Die Prager Schulreform beschränkt sich nicht auf diese organisatorischen Maßnahmen. Die Verkürzung der Schulzeit zwingt natürlich zu einer völligen Umgestaltung der Lehrpläne: Der Rechenunterricht, der bisher 13,5% der Unterrichtszeit beanspruchte, wird auf 20,5% erhöht, der Unterricht in der Muttersprache von 23,4 auf 29%. Die neuen Lehrpläne werden ferner die Stundenzahl für Physik, Chemie, russische Sprache und Geschichte hinaufsetzen, dementsprechend wird das Stundenausmaß für andere Gegenstände verringert oder diese völlig aus dem Lehrplan gestrichen — um welche Gegenstände es sich dabei handelt, ist bisher nicht mitgeteilt worden.

Einen energischen Kampf führt der neue Schulminister gegen das Sitzenbleiben:

„Der Erfolg der einzelnen Schüler ist nicht eine Privatangelegenheit des Schülers oder seiner Eltern. In unserem Staate ist das eine Angelegenheit von erstrangiger politischer und wirtschaftlicher Bedeutung. Wir rechnen beim sozialistischen Aufbau mit jedem Menschen, wir verlangen von ihm, daß er die Produktivität seiner Arbeit vergrößere, daß er im sozialen Wettbewerb hervorrage, daß wir durch seine Mithilfe mehr, besser und billiger produzieren. Von unserer Schule verlangen wir, daß sie uns eine Jugend mit vollentwickelten geistigen und physischen Fähigkeiten erziehe.
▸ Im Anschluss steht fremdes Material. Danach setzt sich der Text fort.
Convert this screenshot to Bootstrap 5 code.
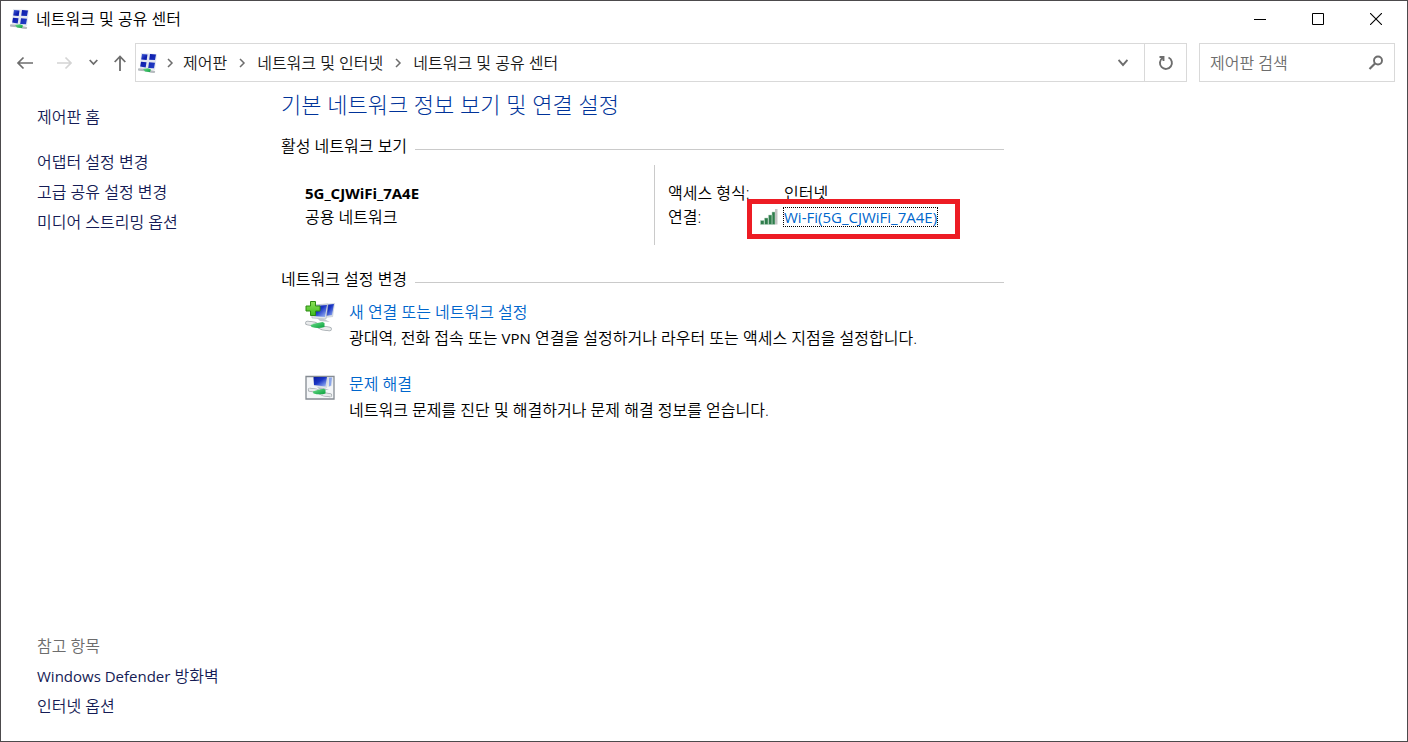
<!DOCTYPE html>
<html lang="ko">
<head>
<meta charset="utf-8">
<meta name="viewport" content="width=device-width, initial-scale=1">
<title>네트워크 및 공유 센터</title>
<link rel="stylesheet" href="https://cdn.jsdelivr.net/npm/bootstrap@5.3.0/dist/css/bootstrap.min.css">
<style>
  body { font: 350 16px/24px "Open Sans", "Noto Sans CJK KR", sans-serif; color: #000; background: #fff; }
  .win { border: 1px solid #4c4a4c; min-height: 100vh; }
  svg { display: block; flex: none; }
  a { text-decoration: none; }
  .titlebar { height: 36px; padding: 0 2px 0 9px; gap: 6px; }
  .cap { width: 58px; height: 36px; border: 0; background: none; padding: 0; display: grid; place-items: center; color: #000; }
  .toolbar { height: 39px; margin: 6px 12px 0 15px; }
  .tool { border: 0; background: none; padding: 0; color: #6d6d6d; }
  .tool:disabled { color: #d4d4d4; }
  .boxed { border: 1px solid #d9d9d9; height: 39px; }
  .address { padding-left: 2px; color: #6d6d6d; margin-left: 9px; }
  .crumb { color: #1a1a1a; }
  .sep { margin: 0 9px; }
  .refresh { width: 42px; height: 37px; border: 0; border-left: 1px solid #d9d9d9; background: none; padding: 0; display: grid; place-items: center; color: #6d6d6d; }
  .search { width: 196px; margin-left: 12px; padding: 0 10px; color: #6d6d6d; }
  .search input { border: 0; outline: 0; padding: 0; width: 100%; min-width: 0; background: none; font-weight: inherit; }
  .search input::placeholder { color: #6d6d6d; opacity: 1; }
  .side { width: 243px; padding: 20px 0 20px 36px; line-height: 30px; }
  .side a { color: #151c55; }
  .home { margin-bottom: 15px; }
  .see-also { color: #6d6d6d; }
  .latin { font-size: 15px; font-weight: 400; }
  .content-pane { width: 760px; padding: 8px 0 0 37px; }
  h1 { font-size: 22px; line-height: 28px; color: #003399; font-weight: 300; margin: 0 0 16px; }
  h2 { font-size: 16px; line-height: 24px; font-weight: 350; margin: 0; }
  .rule { height: 1px; background: #cacaca; margin: 6px 0 0 8px; }
  .active-net { height: 80px; margin: 7px 0 22px 24px; }
  .net-name { width: 350px; padding-top: 16px; border-right: 1px solid #cacaca; }
  .net-title { font-size: 15px; }
  .net-info { padding: 16px 0 0 13px; }
  .key { width: 116px; }
  .blue { color: #0066cc; }
  .wifi { position: relative; margin-left: -25px; gap: 5px; }
  .wifi::after { content: ""; position: absolute; inset: -6px -23px -10px -12px; border: 5px solid #ed1c24; pointer-events: none; }
  .wifi a { outline: 1px dotted #000; line-height: 18px; }
  .task { margin-left: 24px; gap: 13px; line-height: 26px; }
</style>
</head>
<body>
<svg width="0" height="0" class="position-absolute" aria-hidden="true">
  <defs>
    <linearGradient id="scr" x1="0" y1="0" x2="1" y2="1"><stop offset="0" stop-color="#0a1a9c"/><stop offset=".45" stop-color="#1a35c4"/><stop offset="1" stop-color="#a9c4fb"/></linearGradient>
    <linearGradient id="grn" x1="0" y1="0" x2="1" y2="1"><stop offset="0" stop-color="#6fdc8c"/><stop offset="1" stop-color="#07a13c"/></linearGradient>
    <linearGradient id="plus" x1="0" y1="0" x2="0" y2="1"><stop offset="0" stop-color="#8be05a"/><stop offset="1" stop-color="#3dbb1c"/></linearGradient>
    <linearGradient id="pane" x1="0" y1="0" x2="1" y2="1"><stop offset="0" stop-color="#4a6ae0"/><stop offset=".3" stop-color="#0c1cac"/><stop offset="1" stop-color="#2742c8"/></linearGradient>
    <symbol id="net" viewBox="0 0 20 20">
      <path d="M3 0l16 1-2 16-15-2z" fill="#e3e7f0"/>
      <path d="M4 1l5.500.5-.8 5.500-5.500-.5zM12 1l6 .5-1 5.500-5.800-.3zM3 8.700l5.500.5-.8 5.300-5.500-1zM11 9.200l6 .5-1 5.500-5.800-.3z" fill="url(#pane)"/>
      <path d="M1 16.500l6 .5 6 1.500 3 .3" stroke="#b5babe" stroke-width="2.300" fill="none" stroke-linecap="round"/>
      <path d="M5 16l5-.8 3 1.300-1 2.500-5-.5z" fill="url(#grn)"/>
    </symbol>
    <symbol id="cable" viewBox="0 0 26 12">
      <path d="M2 3l7 1 8 4 7 1" stroke="#9fa6ab" stroke-width="4.600" fill="none" stroke-linecap="round"/>
      <path d="M2 3l7 1 8 4 7 1" stroke="#e9ebec" stroke-width="3" fill="none" stroke-linecap="round"/>
      <path d="M5 5q5-2 12-3l2 1v4q-6 2-13 0z" fill="url(#grn)"/>
    </symbol>
  </defs>
</svg>
<div class="win d-flex flex-column">
  <header class="titlebar d-flex align-items-center">
    <svg width="20" height="20"><use href="#net"/></svg>
    <span class="me-auto">네트워크 및 공유 센터</span>
    <div class="d-flex">
      <button class="cap" aria-label="최소화"><svg width="12" height="12"><path d="M0 6.500h12" stroke="currentColor"/></svg></button>
      <button class="cap" aria-label="최대화"><svg width="12" height="12"><path d="M.5.5h11v11H.5z" fill="none" stroke="currentColor"/></svg></button>
      <button class="cap" aria-label="닫기"><svg width="12" height="12"><path d="M0 0l12 12M12 0L0 12" stroke="currentColor" stroke-width="1.100"/></svg></button>
    </div>
  </header>
  <div class="toolbar d-flex align-items-center">
    <button class="tool" aria-label="뒤로"><svg width="17" height="14"><path d="M17 7H2M7.500 1.500L2 7l5.500 5.500" fill="none" stroke="currentColor" stroke-width="1.700"/></svg></button>
    <button class="tool ms-4" aria-label="앞으로" disabled><svg width="16" height="14"><path d="M0 7h14M8.500 1.500L14 7l-5.500 5.500" fill="none" stroke="currentColor" stroke-width="1.700"/></svg></button>
    <button class="tool ms-3" aria-label="최근 위치"><svg width="9" height="7"><path d="M.7 1l3.800 4 3.800-4" fill="none" stroke="currentColor" stroke-width="1.800"/></svg></button>
    <button class="tool ms-3" aria-label="위로"><svg width="12" height="16"><path d="M6 16V2M.7 7L6 1.500 11.300 7" fill="none" stroke="currentColor" stroke-width="1.800"/></svg></button>
    <nav class="boxed address d-flex align-items-center flex-grow-1" aria-label="주소">
      <svg width="20" height="20"><use href="#net"/></svg>
      <svg class="sep" width="7" height="10"><path d="M1 1l4 4-4 4" fill="none" stroke="currentColor" stroke-width="1.500"/></svg>
      <a class="crumb" href="#">제어판</a>
      <svg class="sep" width="12" height="10"><path d="M4 1l4 4-4 4" fill="none" stroke="currentColor" stroke-width="1.500"/></svg>
      <a class="crumb" href="#">네트워크 및 인터넷</a>
      <svg class="sep" width="12" height="10"><path d="M4 1l4 4-4 4" fill="none" stroke="currentColor" stroke-width="1.500"/></svg>
      <a class="crumb me-auto" href="#">네트워크 및 공유 센터</a>
      <button class="tool me-3" aria-label="이전 위치"><svg width="10" height="8"><path d="M.5 1L5 6l4.500-5" fill="none" stroke="currentColor" stroke-width="1.900"/></svg></button>
      <button class="refresh" aria-label="새로 고침"><svg width="16" height="16"><path d="M10.500 2.500A6 6 0 1 1 4.500 3M1.500 2h4v4" fill="none" stroke="currentColor" stroke-width="1.900"/></svg></button>
    </nav>
    <div class="boxed search d-flex align-items-center">
      <input type="text" placeholder="제어판 검색" aria-label="제어판 검색">
      <svg width="16" height="16"><circle cx="10" cy="5.500" r="4" fill="none" stroke="currentColor" stroke-width="1.900"/><path d="M7 8.500L1.500 14" stroke="currentColor" stroke-width="2.200"/></svg>
    </div>
  </div>
  <div class="d-flex flex-grow-1">
    <aside class="side d-flex flex-column flex-shrink-0">
      <a href="#" class="home">제어판 홈</a>
      <a href="#">어댑터 설정 변경</a>
      <a href="#">고급 공유 설정 변경</a>
      <a href="#">미디어 스트리밍 옵션</a>
      <span class="mt-auto see-also">참고 항목</span>
      <a href="#"><span class="latin">Windows Defender</span> 방화벽</a>
      <a href="#">인터넷 옵션</a>
    </aside>
    <main class="content-pane">
      <h1>기본 네트워크 정보 보기 및 연결 설정</h1>
      <div class="d-flex align-items-center"><h2>활성 네트워크 보기</h2><div class="rule flex-grow-1"></div></div>
      <div class="active-net d-flex">
        <div class="net-name"><div class="fw-bold net-title">5G_CJWiFi_7A4E</div><div>공용 네트워크</div></div>
        <div class="net-info">
          <div class="d-flex"><span class="key">액세스 형식:</span><span>인터넷</span></div>
          <div class="d-flex"><span class="key">연결:</span>
            <div class="wifi d-flex align-items-center">
              <svg width="20" height="18"><g fill="#2f7d4c" stroke="#b5d3bf" stroke-width=".5"><path d="M1.500 12.500h3.500v4H1.500zM5.500 10h3.500v6.500H5.500zM9.500 7H13v9.500H9.500zM13 4h3v12.500h-3z"/></g><path d="M16 1h2.500v15.500H16z" fill="#c4c4c4"/></svg>
              <a href="#" class="blue latin">Wi-Fi(5G_CJWiFi_7A4E)</a>
            </div>
          </div>
        </div>
      </div>
      <div class="d-flex align-items-center"><h2>네트워크 설정 변경</h2><div class="rule flex-grow-1"></div></div>
      <div class="task d-flex mt-2">
        <svg width="31" height="34">
          <path d="M18 5l12-1-2 14-8 1z" fill="#d3d9e1"/><path d="M20 6l9-1-2 11-7 1z" fill="url(#scr)"/>
          <path d="M6 6l17-1-2 15-14-1z" fill="#e1e5e9" stroke="#aab2bb" stroke-width=".6"/><path d="M8 7l14-1-2 12-12-1z" fill="url(#scr)"/>
          <path d="M12 19l7 1 6 3-10-1z" fill="#c2c8cd"/>
          <use href="#cable" x="0" y="21" width="27" height="12"/>
          <path d="M5.500 2.500h5v4.500H15v5h-4.500v4.500h-5V12H1V7h4.500z" fill="url(#plus)" stroke="#2c8a12"/>
        </svg>
        <div><a href="#" class="blue">새 연결 또는 네트워크 설정</a><div>광대역, 전화 접속 또는 <span class="latin">VPN</span> 연결을 설정하거나 라우터 또는 액세스 지점을 설정합니다.</div></div>
      </div>
      <div class="task d-flex mt-3 pt-1">
        <svg class="mt-1" width="31" height="28">
          <path d="M1 1.500h28v22.500H1z" fill="#f4f6f8" stroke="#858b92" stroke-width="1.300"/>
          <path d="M23 2h5l-1 9-4 1z" fill="#dfe3ea"/><path d="M24 2.500h3l-1 8-2 1z" fill="#8ba6ea"/>
          <path d="M8 2h16l-2 11-13-2z" fill="#d5dae0"/><path d="M8.500 2H22l-1.500 9.500L9 10z" fill="url(#scr)"/>
          <path d="M12 12l7 1 5 2-9 0z" fill="#b9c0c6"/>
          <use href="#cable" x="2" y="12" width="26" height="11"/>
        </svg>
        <div><a href="#" class="blue">문제 해결</a><div>네트워크 문제를 진단 및 해결하거나 문제 해결 정보를 얻습니다.</div></div>
      </div>
    </main>
  </div>
</div>
<script src="https://cdn.jsdelivr.net/npm/bootstrap@5.3.0/dist/js/bootstrap.bundle.min.js"></script>
</body>
</html>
Die Schüler, die sitzenbleiben, sind nicht minderwertig, minderwertig ist unsere Erziehung, ist der Unterricht an einigen unserer Schulen. Die Erfahrung in der Sowjetunion zeigt uns, daß es Schulen auch ohne Repetenten gibt.“

Als Gegenleistung für die vielen neuen Forderungen, die an die Lehrer gestellt werden, verspricht ihnen der Minister Dispens von außerschulischen Arbeiten, die Beseitigung der bisherigen gleichen Bezahlung und die Einführung eines Besoldungsschemas nach der Qualifikation sowie die Schaffung einer Comenius-Medaille für die tüchtigsten Lehrer, die kompromißlos auf dem Standpunkt der marxistisch-leninistischen Pädagogik stehen.

Damit aber die Schule das „mächtige Instrument der sozialistischen kommunistischen Umgestaltung der Gesellschaft“ werden kann, verlangt der Minister von den Lehrern „Un-versöhnlichkeit gegenüber allen bourgeoisen Ueberbleibseln, vor allem Aberglauben, Kampf gegen alles Alte, Absterbende, gegen alles, was ihn zurückzieht“. Die Schule müsse tief politisch sein. Der Puls der Schule könne kein anderer sein als der Puls des Lebens.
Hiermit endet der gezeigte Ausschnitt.